==== Provided data

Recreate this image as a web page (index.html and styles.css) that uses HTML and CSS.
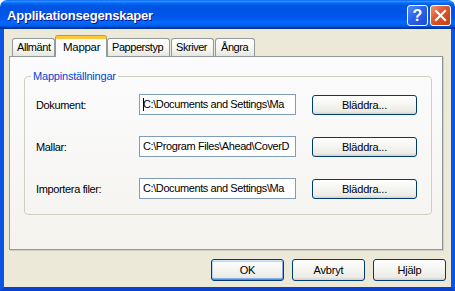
FILE: index.html
```html
<!DOCTYPE html>
<html lang="sv">
  <head>
    <meta charset="UTF-8" />
    <title>Applikationsegenskaper</title>
    <link rel="stylesheet" href="styles.css">
  </head>
  <body>
    <div class="window">
      <div class="titlebar">
        <span class="title">Applikationsegenskaper</span>
        <div class="caption-buttons">
          <div class="cap help">?</div>
          <div class="cap close">
            <svg width="13" height="13" viewBox="0 0 13 13">
              <path d="M2 2 L11 11 M11 2 L2 11" stroke="#fff" stroke-width="2.2" stroke-linecap="square" />
            </svg>
          </div>
        </div>
      </div>

      <div class="client">
        <div class="tabs">
          <div class="tab tab-allmant">Allmänt</div>
          <div class="tab tab-mappar active">Mappar</div>
          <div class="tab tab-papper">Papperstyp</div>
          <div class="tab tab-skriver">Skriver</div>
          <div class="tab tab-angra">Ångra</div>
        </div>

        <div class="panel">
          <fieldset class="group">
            <legend>Mappinställningar</legend>
            <div class="rows">
              <div class="row">
                <span class="label">Dokument:</span>
                <div class="field"><span class="caret"></span>C:\Documents and Settings\Ma</div>
                <div class="btn">Bläddra...</div>
              </div>
              <div class="row">
                <span class="label">Mallar:</span>
                <div class="field">C:\Program Files\Ahead\CoverD</div>
                <div class="btn">Bläddra...</div>
              </div>
              <div class="row">
                <span class="label">Importera filer:</span>
                <div class="field">C:\Documents and Settings\Ma</div>
                <div class="btn">Bläddra...</div>
              </div>
            </div>
          </fieldset>
        </div>

        <div class="actions">
          <div class="btn btn-wide default">OK</div>
          <div class="btn btn-wide">Avbryt</div>
          <div class="btn btn-wide">Hjälp</div>
        </div>
      </div>
    </div>
  </body>
</html>
```

FILE: styles.css
```css
body {
  margin: 0;
  background: #ffffff;
  font-family: "Liberation Sans", Arial, sans-serif;
  font-size: 11px;
  color: #000;
}

.window {
  width: 455px;
  height: 291px;
  display: flex;
  flex-direction: column;
}

/* title bar */
.titlebar {
  height: 29px;
  box-sizing: border-box;
  display: flex;
  justify-content: space-between;
  align-items: flex-start;
  padding: 0 4px 0 7px;
  border-radius: 7px 7px 0 0;
  background: linear-gradient(
    to bottom,
    #0058ee 0%,
    #3593ff 4%,
    #288eff 6%,
    #127dff 8%,
    #036ffc 10%,
    #0262ee 14%,
    #0057e5 20%,
    #0054e3 24%,
    #0055eb 56%,
    #005bf5 66%,
    #026afe 76%,
    #0062ef 86%,
    #0052d6 92%,
    #0040ab 94%,
    #003092 100%
  );
}

.title {
  color: #fff;
  font-weight: bold;
  font-size: 13px;
  letter-spacing: -0.2px;
  line-height: 15px;
  padding-top: 8px;
  text-shadow: 1px 1px #0f1089;
}

.caption-buttons {
  display: flex;
  gap: 2px;
  padding-top: 5px;
}

.cap {
  width: 21px;
  height: 21px;
  box-sizing: border-box;
  border: 1px solid #fff;
  border-radius: 3px;
  display: flex;
  align-items: center;
  justify-content: center;
}

.help {
  background: linear-gradient(135deg, #5a8cf8 0%, #2a63ea 45%, #1a4fd6 100%);
  color: #fff;
  font-weight: bold;
  font-size: 16px;
  line-height: 16px;
}

.close {
  background: linear-gradient(135deg, #f0906c 0%, #e0542a 45%, #c4400f 100%);
}

/* client area */
.client {
  flex: 1;
  background: #ece9d8;
  border: 4px solid #0a55e6;
  border-top: 0;
  border-bottom-color: #0841d0;
  padding: 7px 0 0 5px;
  display: flex;
  flex-direction: column;
}

.tabs {
  display: flex;
  align-items: flex-end;
  height: 20px;
  margin-left: 3px;
}

.tab {
  height: 18px;
  box-sizing: border-box;
  border: 1px solid #919b9c;
  border-bottom: 0;
  border-radius: 3px 3px 0 0;
  background: linear-gradient(#ffffff, #f3f3ef 70%, #e6e5dd);
  padding-left: 4px;
  line-height: 17px;
  letter-spacing: -0.45px;
  white-space: nowrap;
  overflow: hidden;
}

.tab.active {
  height: 21px;
  margin-bottom: -1px;
  position: relative;
  z-index: 1;
  background: #fcfcfe;
  border-top: 3px solid #ffc83c;
  box-shadow: 0 -1px 0 #e68b2c;
  padding-left: 7px;
  line-height: 17px;
  font-size: 11.5px;
  letter-spacing: -0.3px;
}

.tab-allmant { width: 43px; }
.tab-mappar { width: 52px; }
.tab-papper { width: 63px; margin-right: 1px; }
.tab-skriver { width: 43px; margin-right: 1px; }
.tab-angra { width: 40px; padding-left: 5px; }

.panel {
  width: 434px;
  height: 194px;
  box-sizing: border-box;
  border: 1px solid #919b9c;
  border-right-color: #8b9596;
  box-shadow: 1px 1px 0 #d0cec1;
  background: linear-gradient(#fcfcfe, #f4f3ee);
  padding: 13px 0 0 14px;
}

.group {
  width: 408px;
  height: 145px;
  box-sizing: border-box;
  margin: 0;
  border: 1px solid #d0d0bf;
  border-radius: 4px;
  padding: 0 0 0 11px;
}

.group legend {
  color: #0046d5;
  padding: 0 2px;
  margin-left: -5px;
  line-height: 13px;
  letter-spacing: -0.2px;
}

.rows {
  margin-top: 11px;
  display: flex;
  flex-direction: column;
  gap: 21px;
}

.row {
  height: 21px;
  display: flex;
  align-items: center;
}

.label {
  width: 103px;
  letter-spacing: -0.35px;
}

.field {
  width: 157px;
  height: 21px;
  box-sizing: border-box;
  border: 1px solid #7f9db9;
  background: #fff;
  padding: 0 0 0 3px;
  line-height: 19px;
  white-space: nowrap;
  overflow: hidden;
  letter-spacing: -0.4px;
  position: relative;
}

.caret {
  position: absolute;
  left: 3px;
  top: 3px;
  width: 1px;
  height: 13px;
  background: #000;
}

.btn {
  width: 105px;
  height: 20px;
  box-sizing: border-box;
  margin-left: 16px;
  margin-top: 1px;
  border: 1px solid #003c74;
  border-radius: 3px;
  background: linear-gradient(#ffffff, #f4f4f0 50%, #ecebe6 85%, #d6d0c5);
  text-align: center;
  line-height: 18px;
  letter-spacing: -0.2px;
}

.actions {
  display: flex;
  justify-content: flex-end;
  gap: 8px;
  margin-top: 9px;
  padding-right: 5px;
}

.btn-wide {
  width: 73px;
  height: 22px;
  margin: 0;
  line-height: 20px;
}

.btn.default {
  box-shadow: inset 0 1px 0 #cee7ff, inset 0 -1px 0 #6982ee, inset 1px 0 0 #b8d0f7,
    inset -1px 0 0 #8aa8ec, inset 0 2px 0 #bcd4f6, inset 0 -2px 0 #89ade4;
}
```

========

What the exercise asks: Working from the listing above, pick out every line that has "styles" and copy it.

Result:
Recreate this image as a web page (index.html and styles.css) that uses HTML and CSS.
    <link rel="stylesheet" href="styles.css">
FILE: styles.css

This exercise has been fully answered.